Fentanyl dealer connected to Carrollton 13-year-old's death pleads guilty
CARROLLTON, Texas - A 23-year-old drug dealer accused of selling fentanyl to a Carrollton middle schooler, who later overdosed and died, has pleaded guilty to a federal crime.
Rafael Soliz Jr. pleaded guilty to conspiracy to possess with intent to distribute fentanyl on Thursday after authorities said he admitted to selling 1,500 fentanyl-laced pills.
Three of them were sold to a middle school student in Carrollton, who died of an overdose.
Rafael Soliz (Courtesy: City of Carrollton)
This is the first Carrollton fentanyl case where a suspect admitted to directly selling a pill to a teen who overdosed and died.
The DEA said they are making an impact, but their work is not done.
"I’m angry. We should all be angry and a little shocked at how willing people are able to go to just get money in their pockets," Special Agent in Charge Dallas DEA Eduardo Chavez said.
A months-long investigation into a deadly drug ring that’s caused overdose deaths of students has netted multiple arrests.
According to court documents that showed the 2022 conversation between Soliz and the child, Soliz responded to Instagram messages from the 13-year-old who asked him if she could buy "percs."
Soliz even told the student how to cut a straw in order to snort the three pills she bought that were laced with fentanyl.
When Soliz learned the Dewitt Perry Middle School, which is in Carrollton-Farmers Branch ISD, student's age a few days later, he replied, "I would have never sold you that, if I knew that bro," but then told her that he would continue selling to her, but she should "keep it on the down low."
Court documents also said Soliz told the girl to deny he was her dealer if she ever was caught and only communicate using Instagram "vanish mode."
On December 9, 2022, Soliz told the 13-year-old to delete their chat, according to information from police. She was found dead in her bedroom two days later.
An autopsy said she died from a combination of fentanyl and cough medicine.
In plea papers, Soliz said he personally sold 1,500 fentanyl pills to adults and minors, including the 13-year-old overdose victim.
Chavez said his investigators are learning that some of the people buying these pills know they’re laced with fentanyl.
"We are seeing people ask for fentanyl pills. They may say a perc or hydrocodone or something like that, but a lot of our investigations historically reveal that more and more people know what they are taking.

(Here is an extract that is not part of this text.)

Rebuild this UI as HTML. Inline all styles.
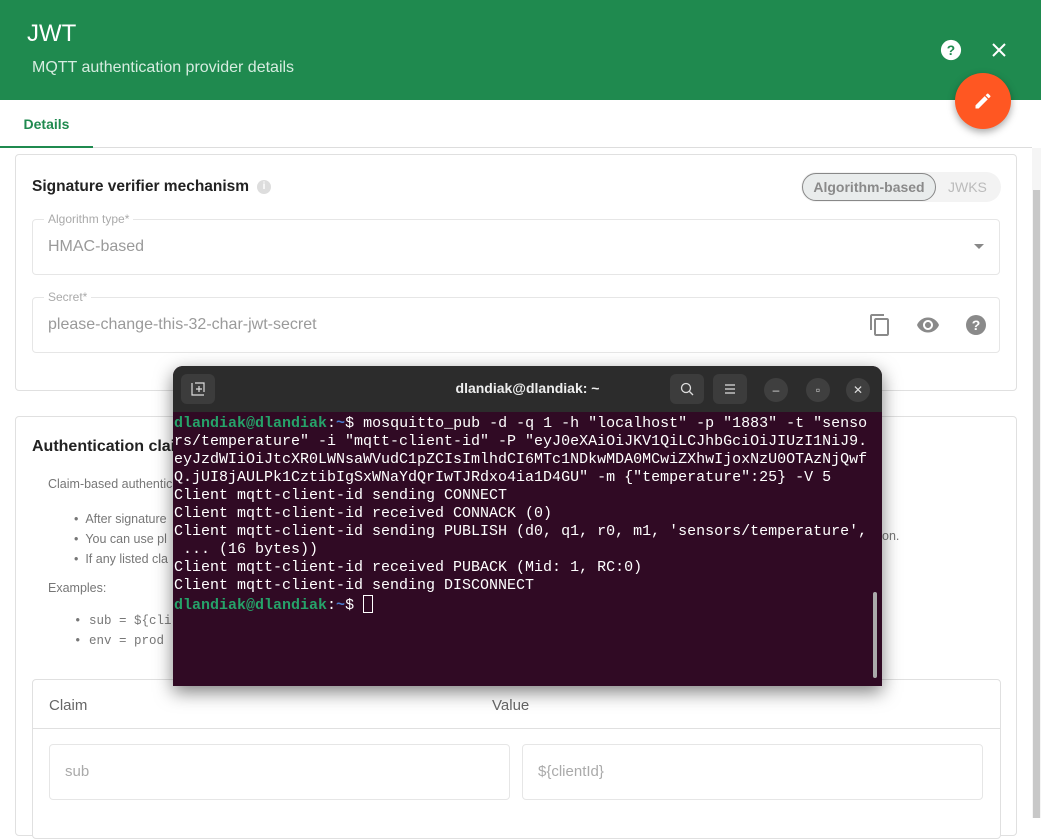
<!DOCTYPE html>
<html><head><meta charset="utf-8"><style>
*{box-sizing:border-box;margin:0;padding:0}
body{width:1041px;height:818px;overflow:hidden;background:#fff;font-family:"Liberation Sans",sans-serif;position:relative;color:#222}
.hdr{position:absolute;left:0;top:0;width:1041px;height:100px;background:#1f8a4f;color:#fff}
.hdr h1{position:absolute;left:27px;top:20px;font-size:24px;font-weight:normal}
.hdr .sub{position:absolute;left:32px;top:59px;font-size:16px;color:#d6ece0}
.abs{position:absolute}
.tabs{position:absolute;left:0;top:100px;width:1032px;height:48px;border-bottom:1px solid #ddd}
.tab{position:absolute;left:0;top:0;width:93px;height:48px;border-bottom:2px solid #1f8a4f;color:#1f8a4f;font-weight:bold;font-size:14px;text-align:center;line-height:48px}
.card{position:absolute;border:1px solid #e0e0e0;border-radius:4px;background:#fff}
.fld{position:absolute;border:1px solid #e6e6e6;border-radius:4px}
.lbl{position:absolute;font-size:12px;color:#aaa;background:#fff;padding:0 4px}
.val{position:absolute;font-size:16px;color:#9a9a9a}
.small{font-size:12.5px;color:#777}
.term{position:absolute;left:173px;top:366px;width:709px;height:320px;background:#300a24;border-radius:10px 10px 0 0;box-shadow:0 6px 18px rgba(0,0,0,.5);overflow:hidden}
.tbar{height:46px;background:#2c2c2c;position:relative;color:#eee}
.tb{position:absolute;top:8px;width:34px;height:30px;background:#3c3c3c;border-radius:6px}
.circ{position:absolute;top:12px;width:24px;height:24px;border-radius:50%;background:#3f3f3f;color:#ddd;font-size:12px;text-align:center;line-height:24px}
pre{font-family:"Liberation Mono",monospace;font-size:15px;line-height:18px;color:#fff;padding:3px 0 0 1px}
.g{color:#26a269;font-weight:bold}.b{font-weight:bold;color:#4a7bd0}
</style></head><body>
<div class="hdr"><h1>JWT</h1><div class="sub">MQTT authentication provider details</div>
<svg class="abs" style="left:940px;top:39px" width="22" height="22" viewBox="0 0 24 24"><circle cx="12" cy="12" r="11" fill="#fff"/><text x="12" y="17.5" text-anchor="middle" font-size="15" font-weight="bold" fill="#1f8a4f" font-family="Liberation Sans">?</text></svg>
<svg class="abs" style="left:991px;top:42px" width="16" height="16" viewBox="0 0 16 16"><path d="M2 2L14 14M14 2L2 14" stroke="#fff" stroke-width="2"/></svg>
</div>
<div class="abs" style="left:955px;top:73px;width:56px;height:56px;border-radius:50%;background:#ff5722;box-shadow:0 3px 8px rgba(0,0,0,.35)"><svg style="position:absolute;left:18px;top:18px" width="20" height="20" viewBox="0 0 24 24"><path d="M3 17.25V21h3.75L17.81 9.94l-3.75-3.75L3 17.25zM20.71 7.04a1 1 0 000-1.41l-2.34-2.34a1 1 0 00-1.41 0l-1.83 1.83 3.75 3.75 1.83-1.83z" fill="#fff"/></svg></div>
<div class="tabs"><div class="tab">Details</div></div>
<div class="abs" style="left:1032px;top:148px;width:9px;height:670px;background:#f5f5f5"></div>
<div class="abs" style="left:1033px;top:190px;width:7px;height:628px;background:#c8c8c8"></div>

<div class="card" style="left:15px;top:154px;width:1002px;height:237px">
<div class="abs" style="left:16px;top:23px;font-size:15.5px;font-weight:bold;color:#222">Signature verifier mechanism</div>
<div class="abs" style="left:241px;top:25px;width:14px;height:14px;border-radius:50%;background:#ddd;color:#fff;font-size:10px;text-align:center;line-height:14px;font-weight:bold">i</div>
<div class="abs" style="left:785px;top:17px;width:200px;height:30px;border-radius:15px;background:#f3f3f3"></div>
<div class="abs" style="left:786px;top:18px;width:134px;height:28px;border-radius:14px;border:1px solid #888;background:#e9ecec;font-size:14px;font-weight:bold;color:#8a8a8a;text-align:center;line-height:26px">Algorithm-based</div>
<div class="abs" style="left:932px;top:24px;font-size:14px;color:#bbb">JWKS</div>
<div class="fld" style="left:16px;top:64px;width:968px;height:56px"></div>
<div class="lbl" style="left:28px;top:57px">Algorithm type*</div>
<div class="val" style="left:32px;top:83px">HMAC-based</div>
<div class="abs" style="left:958px;top:89px;width:0;height:0;border-left:5px solid transparent;border-right:5px solid transparent;border-top:5px solid #888"></div>
<div class="fld" style="left:16px;top:142px;width:968px;height:56px"></div>
<div class="lbl" style="left:28px;top:135px">Secret*</div>
<div class="val" style="left:32px;top:161px">please-change-this-32-char-jwt-secret</div>
<svg class="abs" style="left:852px;top:158px" width="24" height="24" viewBox="0 0 24 24"><path d="M16 1H4c-1.1 0-2 .9-2 2v14h2V3h12V1zm3 4H8c-1.1 0-2 .9-2 2v14c0 1.1.9 2 2 2h11c1.1 0 2-.9 2-2V7c0-1.1-.9-2-2-2zm0 16H8V7h11v14z" fill="#8a8a8a"/></svg>
<svg class="abs" style="left:900px;top:158px" width="24" height="24" viewBox="0 0 24 24"><path d="M12 4.5C7 4.5 2.730 7.61 1 12c1.73 4.39 6 7.5 11 7.5s9.27-3.11 11-7.5c-1.73-4.390-6-7.5-11-7.5zM12 17c-2.76 0-5-2.24-5-5s2.24-5 5-5 5 2.24 5 5-2.24 5-5 5zm0-8c-1.66 0-3 1.34-3 3s1.34 3 3 3 3-1.34 3-3-1.34-3-3-3z" fill="#8a8a8a"/></svg>
<svg class="abs" style="left:948px;top:158px" width="24" height="24" viewBox="0 0 24 24"><circle cx="12" cy="12" r="10" fill="#8a8a8a"/><text x="12" y="17" text-anchor="middle" font-size="14" font-weight="bold" fill="#fff" font-family="Liberation Sans">?</text></svg>
</div>

<div class="card" style="left:15px;top:416px;width:1002px;height:420px">
<div class="abs" style="left:16px;top:21px;font-size:16px;font-weight:bold;color:#222">Authentication claims</div>
<div class="abs small" style="left:32px;top:60px">Claim-based authentication</div>
<div class="abs small" style="left:58px;top:92px;line-height:20px">• &nbsp;After signature<br>• &nbsp;You can use pl<br>• &nbsp;If any listed cla</div>
<div class="abs small" style="left:866px;top:112px">on.</div>
<div class="abs small" style="left:32px;top:164px">Examples:</div>
<div class="abs small" style="left:58px;top:194px;line-height:20px;font-family:'Liberation Mono',monospace">• sub = ${cli<br>• env = prod -</div>
<div class="card" style="left:16px;top:262px;width:969px;height:160px">
<div class="abs" style="left:16px;top:17px;font-size:15px;color:#666">Claim</div>
<div class="abs" style="left:459px;top:17px;font-size:15px;color:#666">Value</div>
<div class="abs" style="left:0;top:48px;width:967px;border-top:1px solid #e0e0e0"></div>
<div class="fld" style="left:16px;top:64px;width:461px;height:56px"></div>
<div class="val" style="left:32px;top:83px;font-size:15px;color:#aaa">sub</div>
<div class="fld" style="left:489px;top:64px;width:461px;height:56px"></div>
<div class="val" style="left:505px;top:83px;font-size:15px;color:#aaa">${clientId}</div>
</div>
</div>

<div class="term">
<div class="tbar">
<div class="tb" style="left:8px"><svg style="position:absolute;left:10px;top:8px" width="14" height="14" viewBox="0 0 14 14"><path d="M1 1v12h12M4 1h9v9M8 4v6M5 7h6" stroke="#ddd" fill="none" stroke-width="1.2"/></svg></div>
<div class="abs" style="left:0;width:709px;top:14px;text-align:center;font-size:14px;font-weight:bold;color:#eee">dlandiak@dlandiak: ~</div>
<div class="tb" style="left:497px"><svg style="position:absolute;left:10px;top:8px" width="14" height="14" viewBox="0 0 14 14"><circle cx="6" cy="6" r="4.5" stroke="#ddd" fill="none" stroke-width="1.3"/><path d="M9.5 9.5L13 13" stroke="#ddd" stroke-width="1.3"/></svg></div>
<div class="tb" style="left:540px"><svg style="position:absolute;left:11px;top:9px" width="12" height="12" viewBox="0 0 12 12"><path d="M1 2h10M1 6h10M1 10h10" stroke="#ddd" stroke-width="1.2"/></svg></div>
<div class="circ" style="left:591px">–</div>
<div class="circ" style="left:633px">▫</div>
<div class="circ" style="left:673px">✕</div>
</div>
<pre><span class="g">dlandiak@dlandiak</span>:<span class="b">~</span>$ mosquitto_pub -d -q 1 -h "localhost" -p "1883" -t "senso
rs/temperature" -i "mqtt-client-id" -P "eyJ0eXAiOiJKV1QiLCJhbGciOiJIUzI1NiJ9.
eyJzdWIiOiJtcXR0LWNsaWVudC1pZCIsImlhdCI6MTc1NDkwMDA0MCwiZXhwIjoxNzU0OTAzNjQwf
Q.jUI8jAULPk1CztibIgSxWNaYdQrIwTJRdxo4ia1D4GU" -m {"temperature":25} -V 5
Client mqtt-client-id sending CONNECT
Client mqtt-client-id received CONNACK (0)
Client mqtt-client-id sending PUBLISH (d0, q1, r0, m1, 'sensors/temperature',
 ... (16 bytes))
Client mqtt-client-id received PUBACK (Mid: 1, RC:0)
Client mqtt-client-id sending DISCONNECT
<span class="g">dlandiak@dlandiak</span>:<span class="b">~</span>$ <span style="display:inline-block;width:10px;height:18px;border:1px solid #fff;vertical-align:-4px"></span></pre>
<div class="abs" style="left:700px;top:226px;width:4px;height:86px;background:#aaa;border-radius:2px"></div>
</div>
</body></html>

That is more scary," he said.
Soliz is the fifth person who has pleaded guilty in connection to the investigation into overdoses in Carrollton and Flower Mound.
Xavier Villanueva, Magaly Cano, Donovan Jude Andrews and Stephen Paul Brinson pleaded guilty earlier this year. Three others have been charged, but have not been convicted.
"Anyone selling fentanyl to children will find themselves becoming a top priority for the Drug Enforcement Administration," said Chávez.
Soliz faces up to 40 years in federal prison. Under the plea agreement, he may be called upon to testify in court in other cases.
There’s a new state law that creates a criminal offense of murder for supplying fentanyl that results in death.
It doesn’t go into effect until September, and may not apply to this case, but Chavez hopes the law could act as a deterrent for other dealers.
Until then, the work continues to seek out and arrest them.
"The tens of thousands of pills that we have seized, just in this one case alone in collaboration with the Carrollton Police Department, those are lives saved," Chavez added.